WHAT IS BEING ASKED:
Within the records below, find each line that holds the string "React", then copy it.

Start of RECORDED DATA

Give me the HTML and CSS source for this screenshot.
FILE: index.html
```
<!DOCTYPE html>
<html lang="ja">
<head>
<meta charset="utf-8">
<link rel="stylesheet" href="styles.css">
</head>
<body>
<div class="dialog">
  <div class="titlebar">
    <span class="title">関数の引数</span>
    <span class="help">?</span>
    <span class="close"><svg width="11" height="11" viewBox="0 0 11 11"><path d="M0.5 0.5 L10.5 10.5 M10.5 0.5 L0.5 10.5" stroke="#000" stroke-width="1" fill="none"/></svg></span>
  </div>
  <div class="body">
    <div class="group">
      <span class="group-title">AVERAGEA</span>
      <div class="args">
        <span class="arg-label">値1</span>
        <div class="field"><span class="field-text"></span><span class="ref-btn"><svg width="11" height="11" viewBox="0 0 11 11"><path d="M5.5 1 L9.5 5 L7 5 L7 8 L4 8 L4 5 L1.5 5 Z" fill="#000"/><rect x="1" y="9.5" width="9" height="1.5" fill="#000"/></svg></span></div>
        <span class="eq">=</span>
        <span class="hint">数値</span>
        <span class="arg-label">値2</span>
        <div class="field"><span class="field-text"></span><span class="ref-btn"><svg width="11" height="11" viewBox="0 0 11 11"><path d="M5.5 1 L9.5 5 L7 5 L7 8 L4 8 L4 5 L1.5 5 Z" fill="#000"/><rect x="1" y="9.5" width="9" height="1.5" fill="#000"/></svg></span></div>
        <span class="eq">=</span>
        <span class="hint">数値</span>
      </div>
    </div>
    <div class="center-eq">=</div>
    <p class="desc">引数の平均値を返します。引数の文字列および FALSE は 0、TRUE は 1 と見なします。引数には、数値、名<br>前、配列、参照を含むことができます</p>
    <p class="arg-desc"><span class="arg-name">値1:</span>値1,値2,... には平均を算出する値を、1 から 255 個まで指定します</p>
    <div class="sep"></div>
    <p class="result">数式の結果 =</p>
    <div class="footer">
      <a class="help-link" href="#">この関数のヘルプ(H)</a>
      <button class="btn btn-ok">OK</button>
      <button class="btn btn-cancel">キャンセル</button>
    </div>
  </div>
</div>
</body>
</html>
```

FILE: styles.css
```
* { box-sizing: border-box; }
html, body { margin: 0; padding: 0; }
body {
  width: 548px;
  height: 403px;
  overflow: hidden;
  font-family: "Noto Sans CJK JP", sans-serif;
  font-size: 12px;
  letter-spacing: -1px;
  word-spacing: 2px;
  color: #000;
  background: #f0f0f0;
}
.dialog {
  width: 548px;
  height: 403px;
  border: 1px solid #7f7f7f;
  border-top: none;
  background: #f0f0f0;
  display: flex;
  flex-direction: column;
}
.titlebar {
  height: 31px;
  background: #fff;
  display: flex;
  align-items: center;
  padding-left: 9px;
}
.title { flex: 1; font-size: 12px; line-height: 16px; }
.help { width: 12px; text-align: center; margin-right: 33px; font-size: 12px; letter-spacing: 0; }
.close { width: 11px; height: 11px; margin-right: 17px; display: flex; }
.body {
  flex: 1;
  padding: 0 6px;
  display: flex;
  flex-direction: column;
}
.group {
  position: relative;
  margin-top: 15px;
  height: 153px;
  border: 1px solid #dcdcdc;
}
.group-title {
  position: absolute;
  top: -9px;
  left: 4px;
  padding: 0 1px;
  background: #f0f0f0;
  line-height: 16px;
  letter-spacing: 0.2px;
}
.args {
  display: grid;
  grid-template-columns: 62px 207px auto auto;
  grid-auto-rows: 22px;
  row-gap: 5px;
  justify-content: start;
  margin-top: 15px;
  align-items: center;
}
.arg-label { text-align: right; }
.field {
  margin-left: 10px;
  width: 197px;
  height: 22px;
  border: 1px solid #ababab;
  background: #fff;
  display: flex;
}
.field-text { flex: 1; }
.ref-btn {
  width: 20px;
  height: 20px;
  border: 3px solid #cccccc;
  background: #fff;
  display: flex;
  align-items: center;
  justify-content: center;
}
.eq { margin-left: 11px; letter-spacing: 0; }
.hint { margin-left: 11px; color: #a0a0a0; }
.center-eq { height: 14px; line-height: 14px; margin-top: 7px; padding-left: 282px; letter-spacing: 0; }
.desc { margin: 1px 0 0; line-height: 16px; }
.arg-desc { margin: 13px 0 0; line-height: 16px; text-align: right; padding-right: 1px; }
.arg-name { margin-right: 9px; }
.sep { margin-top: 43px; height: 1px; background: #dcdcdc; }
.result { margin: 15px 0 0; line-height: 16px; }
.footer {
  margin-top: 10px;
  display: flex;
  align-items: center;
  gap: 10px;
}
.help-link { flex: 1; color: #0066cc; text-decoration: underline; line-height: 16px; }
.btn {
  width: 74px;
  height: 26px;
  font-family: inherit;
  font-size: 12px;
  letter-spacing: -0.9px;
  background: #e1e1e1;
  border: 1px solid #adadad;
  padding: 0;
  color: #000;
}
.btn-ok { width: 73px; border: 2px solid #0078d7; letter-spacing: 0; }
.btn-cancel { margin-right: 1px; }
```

End of RECORDED DATA
Start of RECORDED DATA

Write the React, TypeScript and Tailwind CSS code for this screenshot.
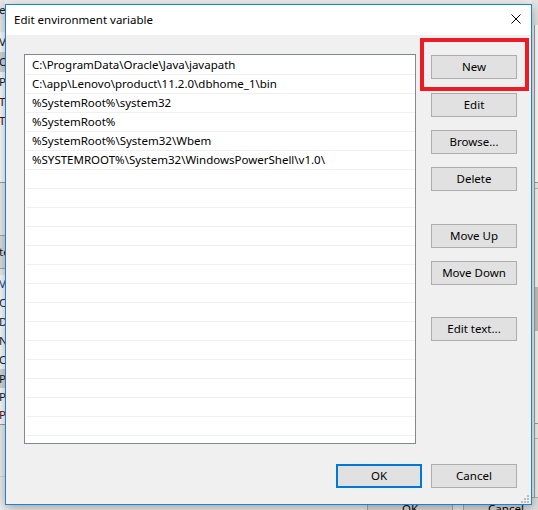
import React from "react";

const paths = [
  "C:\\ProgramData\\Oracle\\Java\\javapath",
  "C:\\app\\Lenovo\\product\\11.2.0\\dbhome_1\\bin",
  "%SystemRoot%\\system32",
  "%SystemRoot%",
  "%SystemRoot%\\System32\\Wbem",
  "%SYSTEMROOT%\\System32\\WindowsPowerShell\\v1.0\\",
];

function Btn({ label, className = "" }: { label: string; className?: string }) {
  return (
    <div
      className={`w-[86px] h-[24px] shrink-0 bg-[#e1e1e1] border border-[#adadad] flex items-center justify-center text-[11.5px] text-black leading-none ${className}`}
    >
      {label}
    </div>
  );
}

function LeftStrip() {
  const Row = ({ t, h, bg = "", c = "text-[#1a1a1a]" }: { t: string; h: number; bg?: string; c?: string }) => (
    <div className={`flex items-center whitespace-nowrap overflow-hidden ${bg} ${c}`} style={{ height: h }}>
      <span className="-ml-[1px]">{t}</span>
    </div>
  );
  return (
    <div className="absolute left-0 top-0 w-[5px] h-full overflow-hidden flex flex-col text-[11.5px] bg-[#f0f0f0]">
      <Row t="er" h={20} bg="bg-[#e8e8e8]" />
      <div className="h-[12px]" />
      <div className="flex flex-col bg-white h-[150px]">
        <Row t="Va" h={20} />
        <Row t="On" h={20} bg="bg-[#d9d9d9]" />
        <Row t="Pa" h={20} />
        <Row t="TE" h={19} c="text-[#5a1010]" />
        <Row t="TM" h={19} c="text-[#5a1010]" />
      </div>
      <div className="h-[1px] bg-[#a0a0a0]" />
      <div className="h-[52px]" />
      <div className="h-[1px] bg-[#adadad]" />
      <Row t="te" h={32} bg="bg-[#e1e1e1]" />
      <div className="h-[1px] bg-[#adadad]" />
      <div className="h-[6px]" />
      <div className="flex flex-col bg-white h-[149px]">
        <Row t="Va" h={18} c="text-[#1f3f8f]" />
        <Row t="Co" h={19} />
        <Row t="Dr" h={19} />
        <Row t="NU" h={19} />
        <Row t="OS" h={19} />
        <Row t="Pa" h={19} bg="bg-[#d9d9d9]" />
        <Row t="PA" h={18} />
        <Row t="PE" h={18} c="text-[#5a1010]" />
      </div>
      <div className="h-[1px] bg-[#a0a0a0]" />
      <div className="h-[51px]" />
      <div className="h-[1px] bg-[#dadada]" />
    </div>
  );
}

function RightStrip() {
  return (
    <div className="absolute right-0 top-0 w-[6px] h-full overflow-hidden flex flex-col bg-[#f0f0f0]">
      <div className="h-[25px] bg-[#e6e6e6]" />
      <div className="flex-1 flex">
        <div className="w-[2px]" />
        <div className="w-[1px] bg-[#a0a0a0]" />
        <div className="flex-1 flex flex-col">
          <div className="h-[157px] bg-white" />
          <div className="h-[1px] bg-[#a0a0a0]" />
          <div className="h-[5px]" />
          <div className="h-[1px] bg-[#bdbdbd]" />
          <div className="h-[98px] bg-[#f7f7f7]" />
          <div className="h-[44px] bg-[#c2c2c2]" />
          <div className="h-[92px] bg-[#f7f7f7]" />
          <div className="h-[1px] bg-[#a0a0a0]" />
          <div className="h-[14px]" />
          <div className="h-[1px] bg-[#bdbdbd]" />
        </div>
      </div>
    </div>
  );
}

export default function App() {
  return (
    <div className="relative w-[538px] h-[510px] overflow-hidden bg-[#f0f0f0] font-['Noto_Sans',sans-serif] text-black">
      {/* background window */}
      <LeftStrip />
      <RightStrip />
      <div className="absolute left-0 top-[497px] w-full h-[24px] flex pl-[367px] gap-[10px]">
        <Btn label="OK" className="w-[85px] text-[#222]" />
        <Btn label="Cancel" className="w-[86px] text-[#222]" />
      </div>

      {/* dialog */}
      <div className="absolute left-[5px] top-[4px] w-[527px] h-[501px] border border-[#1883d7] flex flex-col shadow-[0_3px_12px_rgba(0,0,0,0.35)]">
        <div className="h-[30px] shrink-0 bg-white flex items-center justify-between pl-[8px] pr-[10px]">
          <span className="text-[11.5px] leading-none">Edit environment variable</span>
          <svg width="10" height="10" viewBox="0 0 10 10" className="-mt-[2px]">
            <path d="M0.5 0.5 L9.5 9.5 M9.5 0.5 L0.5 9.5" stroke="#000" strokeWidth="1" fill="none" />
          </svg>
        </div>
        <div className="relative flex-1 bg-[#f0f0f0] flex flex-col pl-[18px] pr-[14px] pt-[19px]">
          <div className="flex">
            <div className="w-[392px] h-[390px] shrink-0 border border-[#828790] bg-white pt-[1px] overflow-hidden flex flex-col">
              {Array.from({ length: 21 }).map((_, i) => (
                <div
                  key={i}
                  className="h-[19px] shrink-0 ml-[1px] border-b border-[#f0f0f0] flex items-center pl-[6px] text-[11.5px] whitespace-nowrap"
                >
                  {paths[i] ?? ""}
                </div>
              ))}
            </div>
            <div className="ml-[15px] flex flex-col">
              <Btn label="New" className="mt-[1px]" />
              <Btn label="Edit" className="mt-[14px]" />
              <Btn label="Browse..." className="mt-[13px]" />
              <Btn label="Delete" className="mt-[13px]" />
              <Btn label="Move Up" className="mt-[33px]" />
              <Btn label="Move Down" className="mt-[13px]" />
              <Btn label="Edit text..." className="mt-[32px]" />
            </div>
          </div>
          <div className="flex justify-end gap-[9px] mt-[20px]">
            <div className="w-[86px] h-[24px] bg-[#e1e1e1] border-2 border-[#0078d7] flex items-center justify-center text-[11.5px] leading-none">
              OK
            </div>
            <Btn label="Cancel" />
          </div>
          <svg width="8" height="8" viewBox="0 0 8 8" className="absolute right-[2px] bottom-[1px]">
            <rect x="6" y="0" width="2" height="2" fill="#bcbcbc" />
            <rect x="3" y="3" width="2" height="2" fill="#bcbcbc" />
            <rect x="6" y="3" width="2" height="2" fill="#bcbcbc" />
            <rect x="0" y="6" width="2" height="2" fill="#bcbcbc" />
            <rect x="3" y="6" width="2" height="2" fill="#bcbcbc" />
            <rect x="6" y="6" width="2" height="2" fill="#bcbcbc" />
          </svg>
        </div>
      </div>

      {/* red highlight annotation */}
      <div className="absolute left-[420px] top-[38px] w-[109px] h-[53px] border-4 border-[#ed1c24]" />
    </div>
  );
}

End of RECORDED DATA
Start of RECORDED DATA

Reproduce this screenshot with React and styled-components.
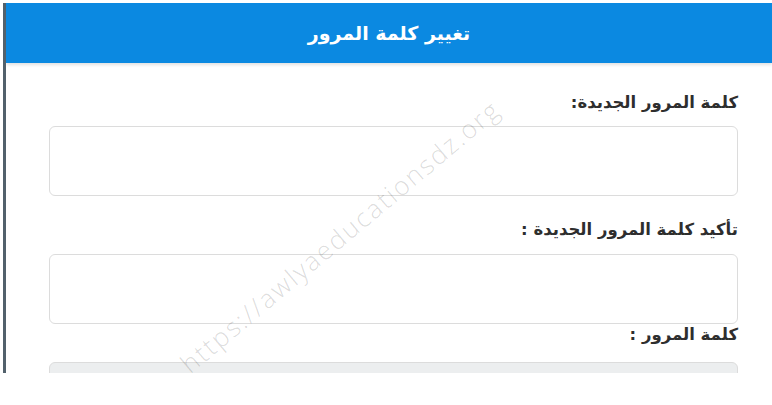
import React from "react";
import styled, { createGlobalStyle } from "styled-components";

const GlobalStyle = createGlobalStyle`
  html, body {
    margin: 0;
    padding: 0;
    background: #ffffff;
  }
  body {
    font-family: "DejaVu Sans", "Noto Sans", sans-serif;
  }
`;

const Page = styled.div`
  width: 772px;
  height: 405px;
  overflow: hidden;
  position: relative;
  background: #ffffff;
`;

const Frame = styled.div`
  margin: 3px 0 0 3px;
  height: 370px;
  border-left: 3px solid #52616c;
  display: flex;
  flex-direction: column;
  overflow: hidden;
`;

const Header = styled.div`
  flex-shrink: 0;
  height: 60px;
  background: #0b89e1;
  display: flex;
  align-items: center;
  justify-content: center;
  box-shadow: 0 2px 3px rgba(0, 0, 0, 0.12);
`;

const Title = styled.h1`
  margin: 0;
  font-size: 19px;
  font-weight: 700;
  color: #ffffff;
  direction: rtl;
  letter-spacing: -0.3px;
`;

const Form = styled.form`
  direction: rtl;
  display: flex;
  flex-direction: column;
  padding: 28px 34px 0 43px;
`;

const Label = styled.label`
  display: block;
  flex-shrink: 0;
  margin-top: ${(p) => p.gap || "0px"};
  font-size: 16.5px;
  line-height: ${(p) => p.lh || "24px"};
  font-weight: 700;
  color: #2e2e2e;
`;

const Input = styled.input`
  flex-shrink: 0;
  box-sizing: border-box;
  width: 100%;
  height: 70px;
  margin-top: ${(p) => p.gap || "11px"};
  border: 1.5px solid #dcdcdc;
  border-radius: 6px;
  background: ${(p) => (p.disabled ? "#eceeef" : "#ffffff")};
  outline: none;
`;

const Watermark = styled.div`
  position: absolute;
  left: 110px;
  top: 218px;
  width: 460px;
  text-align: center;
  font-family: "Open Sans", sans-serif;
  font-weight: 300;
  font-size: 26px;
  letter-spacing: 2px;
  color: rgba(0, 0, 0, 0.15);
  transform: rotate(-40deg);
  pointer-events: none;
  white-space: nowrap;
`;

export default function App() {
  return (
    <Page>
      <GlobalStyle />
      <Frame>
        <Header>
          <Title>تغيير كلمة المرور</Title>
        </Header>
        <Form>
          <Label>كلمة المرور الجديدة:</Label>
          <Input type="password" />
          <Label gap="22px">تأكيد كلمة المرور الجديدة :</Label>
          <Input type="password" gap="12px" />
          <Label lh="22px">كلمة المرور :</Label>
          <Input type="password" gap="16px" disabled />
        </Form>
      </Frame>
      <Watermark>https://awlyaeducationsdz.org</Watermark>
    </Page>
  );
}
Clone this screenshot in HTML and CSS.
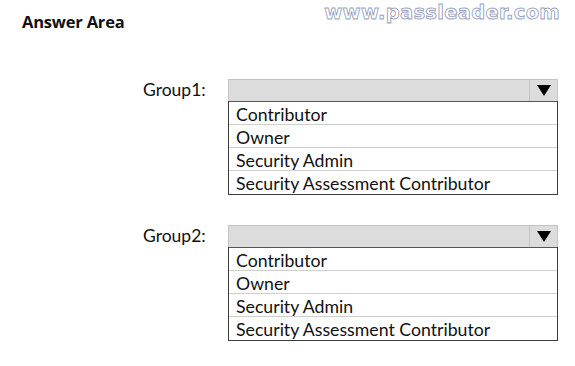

End of RECORDED DATA

THE RESULT:
Write the React, TypeScript and Tailwind CSS code for this screenshot.
import React from "react";
Reproduce this screenshot with React and styled-components.
import React from "react";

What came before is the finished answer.